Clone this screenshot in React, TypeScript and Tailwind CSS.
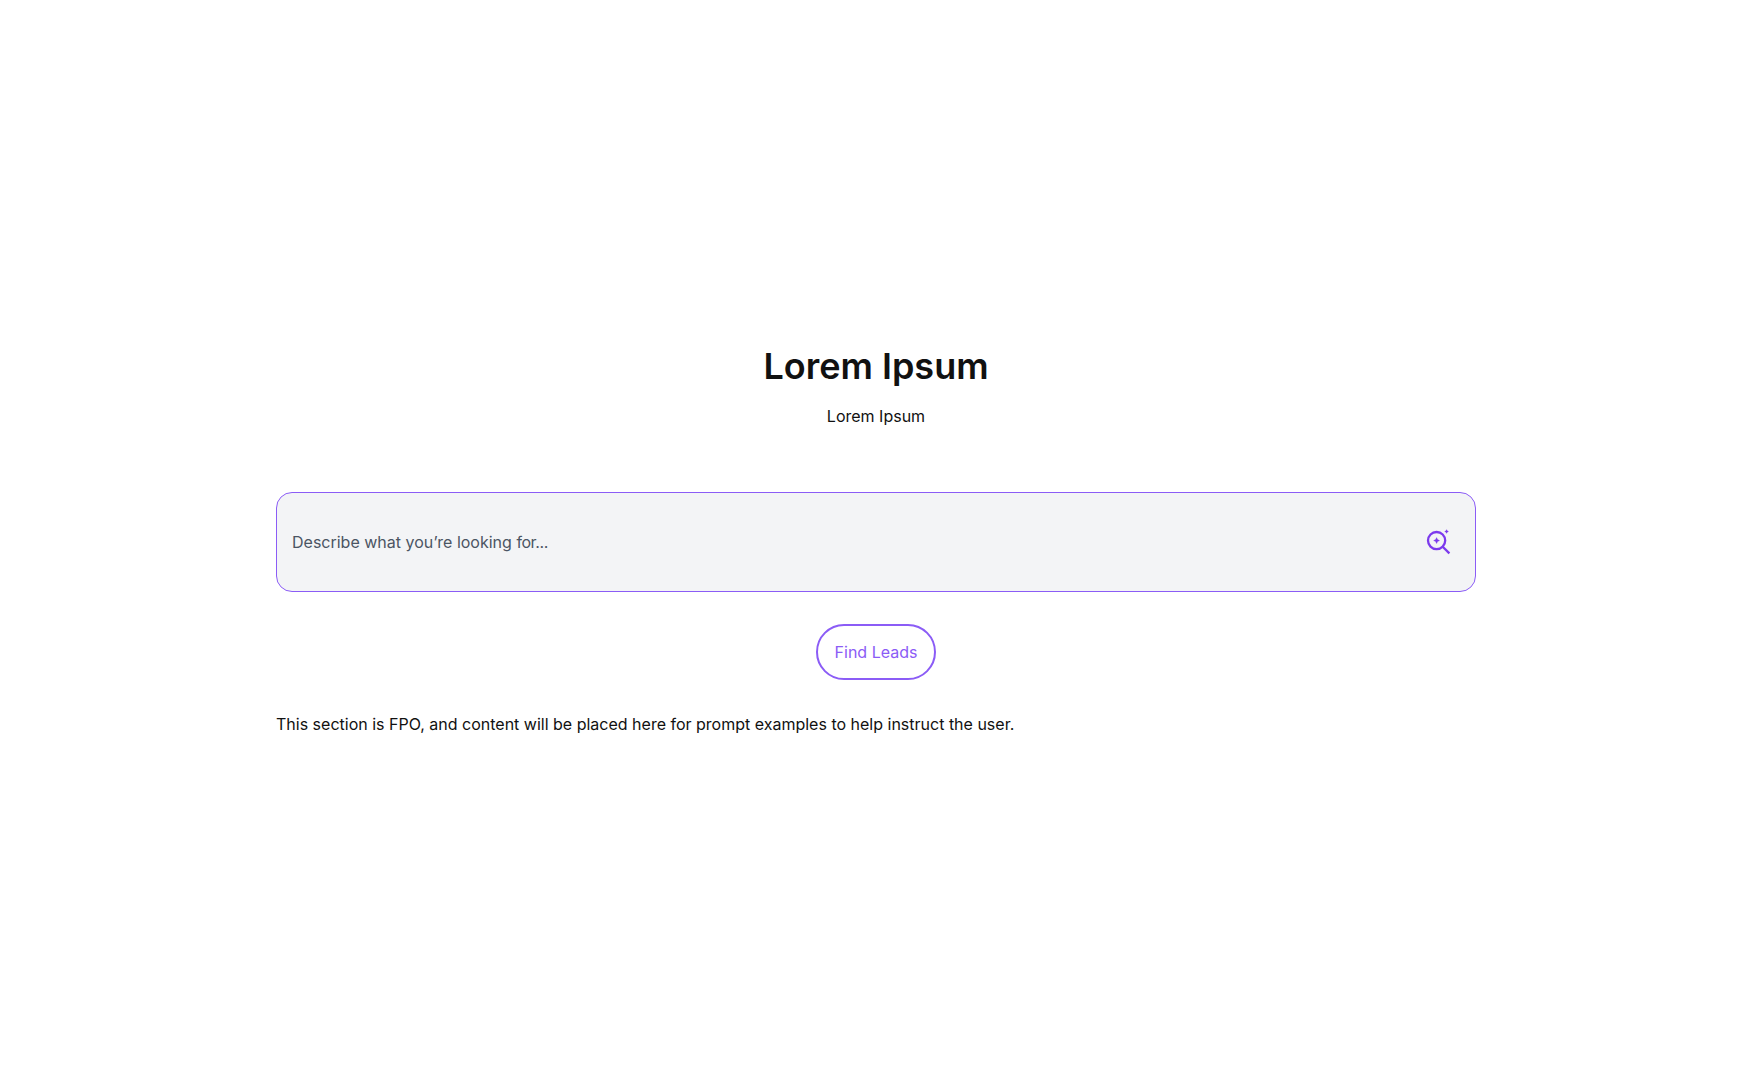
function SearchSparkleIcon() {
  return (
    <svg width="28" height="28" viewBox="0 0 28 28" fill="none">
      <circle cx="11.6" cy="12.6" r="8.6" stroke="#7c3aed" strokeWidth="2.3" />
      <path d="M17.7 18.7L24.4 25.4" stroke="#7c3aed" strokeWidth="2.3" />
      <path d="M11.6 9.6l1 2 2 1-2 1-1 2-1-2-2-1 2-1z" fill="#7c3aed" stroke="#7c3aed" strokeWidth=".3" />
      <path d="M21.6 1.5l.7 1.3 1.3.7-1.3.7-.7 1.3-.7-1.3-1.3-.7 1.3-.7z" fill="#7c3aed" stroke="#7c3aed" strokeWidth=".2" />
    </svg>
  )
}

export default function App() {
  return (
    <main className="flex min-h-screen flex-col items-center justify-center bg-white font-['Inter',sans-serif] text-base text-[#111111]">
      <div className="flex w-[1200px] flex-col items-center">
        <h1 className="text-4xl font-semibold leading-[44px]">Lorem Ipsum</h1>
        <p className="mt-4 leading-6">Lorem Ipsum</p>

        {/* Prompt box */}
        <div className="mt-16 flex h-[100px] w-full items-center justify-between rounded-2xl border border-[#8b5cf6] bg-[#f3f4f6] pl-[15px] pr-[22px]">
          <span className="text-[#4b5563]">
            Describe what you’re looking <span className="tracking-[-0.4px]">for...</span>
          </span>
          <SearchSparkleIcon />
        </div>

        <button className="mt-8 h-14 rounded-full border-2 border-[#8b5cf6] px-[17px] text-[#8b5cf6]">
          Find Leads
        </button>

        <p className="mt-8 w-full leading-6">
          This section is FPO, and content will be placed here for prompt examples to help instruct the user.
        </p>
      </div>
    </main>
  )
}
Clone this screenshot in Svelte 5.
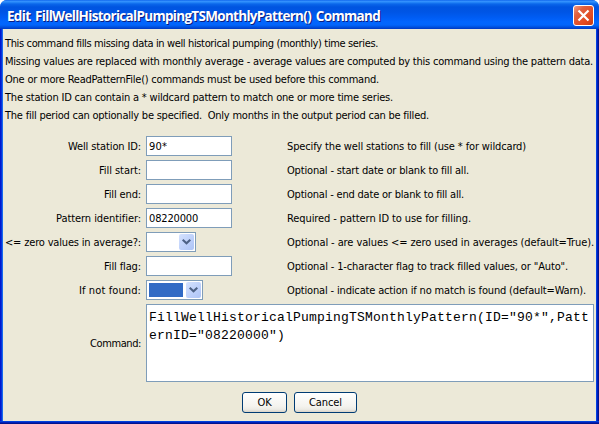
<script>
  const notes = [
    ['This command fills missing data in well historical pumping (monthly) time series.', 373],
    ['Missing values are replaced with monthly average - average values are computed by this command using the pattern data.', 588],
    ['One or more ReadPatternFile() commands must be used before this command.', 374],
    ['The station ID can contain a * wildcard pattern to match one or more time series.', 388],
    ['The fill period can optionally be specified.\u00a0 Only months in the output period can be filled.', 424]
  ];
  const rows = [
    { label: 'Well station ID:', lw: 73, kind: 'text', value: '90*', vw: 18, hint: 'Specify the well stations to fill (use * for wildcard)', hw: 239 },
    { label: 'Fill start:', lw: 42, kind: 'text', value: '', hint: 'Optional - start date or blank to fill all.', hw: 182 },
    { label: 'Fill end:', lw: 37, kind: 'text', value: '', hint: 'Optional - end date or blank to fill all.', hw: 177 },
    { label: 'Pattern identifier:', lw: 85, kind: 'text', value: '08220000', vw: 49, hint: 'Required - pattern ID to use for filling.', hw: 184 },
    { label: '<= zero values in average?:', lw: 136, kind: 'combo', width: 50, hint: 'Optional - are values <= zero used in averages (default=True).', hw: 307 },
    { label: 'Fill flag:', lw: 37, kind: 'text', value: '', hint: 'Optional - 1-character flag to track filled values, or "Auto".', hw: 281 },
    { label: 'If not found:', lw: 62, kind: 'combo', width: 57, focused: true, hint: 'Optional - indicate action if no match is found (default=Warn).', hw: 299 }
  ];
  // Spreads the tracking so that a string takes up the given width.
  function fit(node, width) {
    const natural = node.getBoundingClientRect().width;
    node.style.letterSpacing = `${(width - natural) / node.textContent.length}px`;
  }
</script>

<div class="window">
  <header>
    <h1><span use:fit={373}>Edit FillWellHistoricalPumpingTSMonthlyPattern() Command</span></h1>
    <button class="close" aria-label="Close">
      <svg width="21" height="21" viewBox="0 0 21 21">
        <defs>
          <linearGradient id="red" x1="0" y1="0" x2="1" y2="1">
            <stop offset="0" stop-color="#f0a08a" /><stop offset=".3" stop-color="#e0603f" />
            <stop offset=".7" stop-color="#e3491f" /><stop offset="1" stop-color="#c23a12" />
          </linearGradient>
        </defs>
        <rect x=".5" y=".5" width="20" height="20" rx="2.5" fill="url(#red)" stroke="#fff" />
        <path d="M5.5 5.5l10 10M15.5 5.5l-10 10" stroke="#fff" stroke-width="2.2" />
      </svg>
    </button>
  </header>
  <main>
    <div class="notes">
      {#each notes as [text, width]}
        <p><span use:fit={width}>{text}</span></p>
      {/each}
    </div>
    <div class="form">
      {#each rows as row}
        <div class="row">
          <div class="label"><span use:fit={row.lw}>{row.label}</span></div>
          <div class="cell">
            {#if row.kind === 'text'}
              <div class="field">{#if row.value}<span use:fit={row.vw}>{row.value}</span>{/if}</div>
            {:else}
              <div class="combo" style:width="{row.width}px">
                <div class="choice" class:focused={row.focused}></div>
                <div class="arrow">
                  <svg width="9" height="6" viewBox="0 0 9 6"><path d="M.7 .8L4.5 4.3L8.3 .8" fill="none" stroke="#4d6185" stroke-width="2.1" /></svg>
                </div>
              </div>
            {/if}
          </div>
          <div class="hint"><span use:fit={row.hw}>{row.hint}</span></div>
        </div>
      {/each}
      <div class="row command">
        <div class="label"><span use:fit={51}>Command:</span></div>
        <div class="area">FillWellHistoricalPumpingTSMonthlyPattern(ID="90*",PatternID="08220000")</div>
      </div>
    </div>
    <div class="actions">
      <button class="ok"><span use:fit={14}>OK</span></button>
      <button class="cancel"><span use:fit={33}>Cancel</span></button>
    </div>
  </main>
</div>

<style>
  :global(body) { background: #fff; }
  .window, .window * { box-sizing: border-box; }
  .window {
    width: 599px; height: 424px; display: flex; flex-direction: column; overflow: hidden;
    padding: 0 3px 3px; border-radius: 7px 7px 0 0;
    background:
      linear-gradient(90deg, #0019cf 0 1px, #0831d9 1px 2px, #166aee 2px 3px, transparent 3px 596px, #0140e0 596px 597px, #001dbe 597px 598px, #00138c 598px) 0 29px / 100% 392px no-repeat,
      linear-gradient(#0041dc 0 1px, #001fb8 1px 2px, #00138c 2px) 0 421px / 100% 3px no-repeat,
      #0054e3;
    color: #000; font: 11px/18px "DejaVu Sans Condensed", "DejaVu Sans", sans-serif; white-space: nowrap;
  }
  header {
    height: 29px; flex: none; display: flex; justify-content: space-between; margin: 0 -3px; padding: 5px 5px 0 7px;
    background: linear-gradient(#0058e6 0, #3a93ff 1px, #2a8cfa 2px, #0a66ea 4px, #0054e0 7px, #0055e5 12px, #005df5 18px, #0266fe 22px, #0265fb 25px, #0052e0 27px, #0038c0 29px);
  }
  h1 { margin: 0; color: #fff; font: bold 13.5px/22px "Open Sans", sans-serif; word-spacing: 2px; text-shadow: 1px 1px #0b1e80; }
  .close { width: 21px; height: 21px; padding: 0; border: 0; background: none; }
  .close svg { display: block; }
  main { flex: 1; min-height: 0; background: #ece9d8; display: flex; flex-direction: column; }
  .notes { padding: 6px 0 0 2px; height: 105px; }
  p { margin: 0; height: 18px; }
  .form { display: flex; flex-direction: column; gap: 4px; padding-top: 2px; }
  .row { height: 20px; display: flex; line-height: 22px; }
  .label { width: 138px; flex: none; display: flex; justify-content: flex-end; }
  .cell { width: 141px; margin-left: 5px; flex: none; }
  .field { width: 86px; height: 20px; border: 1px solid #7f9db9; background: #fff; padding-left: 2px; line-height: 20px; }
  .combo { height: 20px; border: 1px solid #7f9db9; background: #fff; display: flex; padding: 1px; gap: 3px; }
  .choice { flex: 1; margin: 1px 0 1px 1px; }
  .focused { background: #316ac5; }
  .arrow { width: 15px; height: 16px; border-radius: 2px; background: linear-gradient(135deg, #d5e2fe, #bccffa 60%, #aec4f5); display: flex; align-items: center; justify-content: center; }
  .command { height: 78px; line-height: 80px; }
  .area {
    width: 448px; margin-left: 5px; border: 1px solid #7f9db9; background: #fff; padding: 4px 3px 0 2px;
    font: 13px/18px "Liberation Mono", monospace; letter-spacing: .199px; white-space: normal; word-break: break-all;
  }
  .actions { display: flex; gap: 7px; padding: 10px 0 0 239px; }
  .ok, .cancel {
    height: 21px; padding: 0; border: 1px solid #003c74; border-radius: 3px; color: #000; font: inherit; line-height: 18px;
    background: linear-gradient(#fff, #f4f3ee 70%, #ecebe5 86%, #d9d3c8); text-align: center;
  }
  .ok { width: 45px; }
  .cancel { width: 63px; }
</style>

#### REQUIREMENT:
Reply with one number only: the count of lines in the entries that contain "Clone".

#### FINAL ANSWER:
2